- [Data shown]:
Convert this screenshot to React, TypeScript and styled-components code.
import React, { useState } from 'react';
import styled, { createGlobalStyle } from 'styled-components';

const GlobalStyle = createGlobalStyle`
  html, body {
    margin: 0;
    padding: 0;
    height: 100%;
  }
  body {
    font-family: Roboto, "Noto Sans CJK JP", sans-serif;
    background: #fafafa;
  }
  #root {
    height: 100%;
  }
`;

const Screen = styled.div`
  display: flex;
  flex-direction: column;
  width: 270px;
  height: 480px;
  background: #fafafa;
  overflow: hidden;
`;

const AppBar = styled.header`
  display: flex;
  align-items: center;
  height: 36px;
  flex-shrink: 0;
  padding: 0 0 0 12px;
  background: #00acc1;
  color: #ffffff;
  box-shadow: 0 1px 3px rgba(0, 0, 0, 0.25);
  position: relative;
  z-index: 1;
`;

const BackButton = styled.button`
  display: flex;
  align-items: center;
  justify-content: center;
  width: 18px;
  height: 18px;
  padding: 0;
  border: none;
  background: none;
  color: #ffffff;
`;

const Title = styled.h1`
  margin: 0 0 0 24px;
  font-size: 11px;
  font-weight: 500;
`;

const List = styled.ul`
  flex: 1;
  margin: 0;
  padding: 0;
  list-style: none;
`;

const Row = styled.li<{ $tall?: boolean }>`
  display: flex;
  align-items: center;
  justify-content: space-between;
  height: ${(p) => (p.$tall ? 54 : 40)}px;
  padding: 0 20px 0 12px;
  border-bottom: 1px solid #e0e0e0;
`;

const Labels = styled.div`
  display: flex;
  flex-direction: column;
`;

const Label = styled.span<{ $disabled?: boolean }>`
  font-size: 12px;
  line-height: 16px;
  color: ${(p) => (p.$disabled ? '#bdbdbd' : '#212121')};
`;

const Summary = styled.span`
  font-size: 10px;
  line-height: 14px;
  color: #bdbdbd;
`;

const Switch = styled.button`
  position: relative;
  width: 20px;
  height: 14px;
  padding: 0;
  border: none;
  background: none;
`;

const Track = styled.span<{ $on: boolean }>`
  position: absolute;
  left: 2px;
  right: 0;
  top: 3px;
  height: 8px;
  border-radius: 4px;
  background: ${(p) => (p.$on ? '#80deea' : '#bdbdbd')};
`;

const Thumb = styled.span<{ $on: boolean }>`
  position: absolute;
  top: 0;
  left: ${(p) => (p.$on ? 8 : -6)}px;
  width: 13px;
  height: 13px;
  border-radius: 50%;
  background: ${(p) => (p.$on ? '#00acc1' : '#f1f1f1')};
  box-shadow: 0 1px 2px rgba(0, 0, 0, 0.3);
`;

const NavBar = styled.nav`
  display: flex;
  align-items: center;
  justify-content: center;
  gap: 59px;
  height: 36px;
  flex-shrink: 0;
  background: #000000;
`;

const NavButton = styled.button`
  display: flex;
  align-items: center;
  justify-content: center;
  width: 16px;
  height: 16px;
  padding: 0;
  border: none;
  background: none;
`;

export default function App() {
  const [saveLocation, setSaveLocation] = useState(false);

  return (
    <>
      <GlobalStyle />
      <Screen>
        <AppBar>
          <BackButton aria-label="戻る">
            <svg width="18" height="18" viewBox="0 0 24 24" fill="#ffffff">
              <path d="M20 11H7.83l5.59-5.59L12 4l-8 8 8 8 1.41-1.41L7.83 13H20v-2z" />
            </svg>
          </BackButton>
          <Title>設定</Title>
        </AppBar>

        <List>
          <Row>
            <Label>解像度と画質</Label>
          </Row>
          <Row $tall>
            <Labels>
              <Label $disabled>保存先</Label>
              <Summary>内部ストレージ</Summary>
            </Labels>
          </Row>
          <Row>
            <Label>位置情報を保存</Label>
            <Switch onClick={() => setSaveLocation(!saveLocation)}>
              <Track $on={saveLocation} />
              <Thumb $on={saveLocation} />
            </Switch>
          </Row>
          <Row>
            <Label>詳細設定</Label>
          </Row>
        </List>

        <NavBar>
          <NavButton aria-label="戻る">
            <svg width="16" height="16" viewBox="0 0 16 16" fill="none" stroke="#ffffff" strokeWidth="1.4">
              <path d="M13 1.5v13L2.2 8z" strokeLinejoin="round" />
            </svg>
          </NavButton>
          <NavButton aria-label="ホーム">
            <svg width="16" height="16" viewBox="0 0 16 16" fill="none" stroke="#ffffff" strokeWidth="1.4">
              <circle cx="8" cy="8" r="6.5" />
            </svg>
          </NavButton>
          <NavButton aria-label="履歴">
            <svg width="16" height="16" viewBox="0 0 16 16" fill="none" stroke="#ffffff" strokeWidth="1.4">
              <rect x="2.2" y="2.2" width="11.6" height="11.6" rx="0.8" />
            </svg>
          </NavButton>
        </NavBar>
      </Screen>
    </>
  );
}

- [Task directions]:
Repeat the lines above exactly.

- [Answer to the task]:
Convert this screenshot to React, TypeScript and styled-components code.
import React, { useState } from 'react';
import styled, { createGlobalStyle } from 'styled-components';

const GlobalStyle = createGlobalStyle`
  html, body {
    margin: 0;
    padding: 0;
    height: 100%;
  }
  body {
    font-family: Roboto, "Noto Sans CJK JP", sans-serif;
    background: #fafafa;
  }
  #root {
    height: 100%;
  }
`;

const Screen = styled.div`
  display: flex;
  flex-direction: column;
  width: 270px;
  height: 480px;
  background: #fafafa;
  overflow: hidden;
`;

const AppBar = styled.header`
  display: flex;
  align-items: center;
  height: 36px;
  flex-shrink: 0;
  padding: 0 0 0 12px;
  background: #00acc1;
  color: #ffffff;
  box-shadow: 0 1px 3px rgba(0, 0, 0, 0.25);
  position: relative;
  z-index: 1;
`;

const BackButton = styled.button`
  display: flex;
  align-items: center;
  justify-content: center;
  width: 18px;
  height: 18px;
  padding: 0;
  border: none;
  background: none;
  color: #ffffff;
`;

const Title = styled.h1`
  margin: 0 0 0 24px;
  font-size: 11px;
  font-weight: 500;
`;

const List = styled.ul`
  flex: 1;
  margin: 0;
  padding: 0;
  list-style: none;
`;

const Row = styled.li<{ $tall?: boolean }>`
  display: flex;
  align-items: center;
  justify-content: space-between;
  height: ${(p) => (p.$tall ? 54 : 40)}px;
  padding: 0 20px 0 12px;
  border-bottom: 1px solid #e0e0e0;
`;

const Labels = styled.div`
  display: flex;
  flex-direction: column;
`;

const Label = styled.span<{ $disabled?: boolean }>`
  font-size: 12px;
  line-height: 16px;
  color: ${(p) => (p.$disabled ? '#bdbdbd' : '#212121')};
`;

const Summary = styled.span`
  font-size: 10px;
  line-height: 14px;
  color: #bdbdbd;
`;

const Switch = styled.button`
  position: relative;
  width: 20px;
  height: 14px;
  padding: 0;
  border: none;
  background: none;
`;

const Track = styled.span<{ $on: boolean }>`
  position: absolute;
  left: 2px;
  right: 0;
  top: 3px;
  height: 8px;
  border-radius: 4px;
  background: ${(p) => (p.$on ? '#80deea' : '#bdbdbd')};
`;

const Thumb = styled.span<{ $on: boolean }>`
  position: absolute;
  top: 0;
  left: ${(p) => (p.$on ? 8 : -6)}px;
  width: 13px;
  height: 13px;
  border-radius: 50%;
  background: ${(p) => (p.$on ? '#00acc1' : '#f1f1f1')};
  box-shadow: 0 1px 2px rgba(0, 0, 0, 0.3);
`;

const NavBar = styled.nav`
  display: flex;
  align-items: center;
  justify-content: center;
  gap: 59px;
  height: 36px;
  flex-shrink: 0;
  background: #000000;
`;

const NavButton = styled.button`
  display: flex;
  align-items: center;
  justify-content: center;
  width: 16px;
  height: 16px;
  padding: 0;
  border: none;
  background: none;
`;

export default function App() {
  const [saveLocation, setSaveLocation] = useState(false);

  return (
    <>
      <GlobalStyle />
      <Screen>
        <AppBar>
          <BackButton aria-label="戻る">
            <svg width="18" height="18" viewBox="0 0 24 24" fill="#ffffff">
              <path d="M20 11H7.83l5.59-5.59L12 4l-8 8 8 8 1.41-1.41L7.83 13H20v-2z" />
            </svg>
          </BackButton>
          <Title>設定</Title>
        </AppBar>

        <List>
          <Row>
            <Label>解像度と画質</Label>
          </Row>
          <Row $tall>
            <Labels>
              <Label $disabled>保存先</Label>
              <Summary>内部ストレージ</Summary>
            </Labels>
          </Row>
          <Row>
            <Label>位置情報を保存</Label>
            <Switch onClick={() => setSaveLocation(!saveLocation)}>
              <Track $on={saveLocation} />
              <Thumb $on={saveLocation} />
            </Switch>
          </Row>
          <Row>
            <Label>詳細設定</Label>
          </Row>
        </List>

        <NavBar>
          <NavButton aria-label="戻る">
            <svg width="16" height="16" viewBox="0 0 16 16" fill="none" stroke="#ffffff" strokeWidth="1.4">
              <path d="M13 1.5v13L2.2 8z" strokeLinejoin="round" />
            </svg>
          </NavButton>
          <NavButton aria-label="ホーム">
            <svg width="16" height="16" viewBox="0 0 16 16" fill="none" stroke="#ffffff" strokeWidth="1.4">
              <circle cx="8" cy="8" r="6.5" />
            </svg>
          </NavButton>
          <NavButton aria-label="履歴">
            <svg width="16" height="16" viewBox="0 0 16 16" fill="none" stroke="#ffffff" strokeWidth="1.4">
              <rect x="2.2" y="2.2" width="11.6" height="11.6" rx="0.8" />
            </svg>
          </NavButton>
        </NavBar>
      </Screen>
    </>
  );
}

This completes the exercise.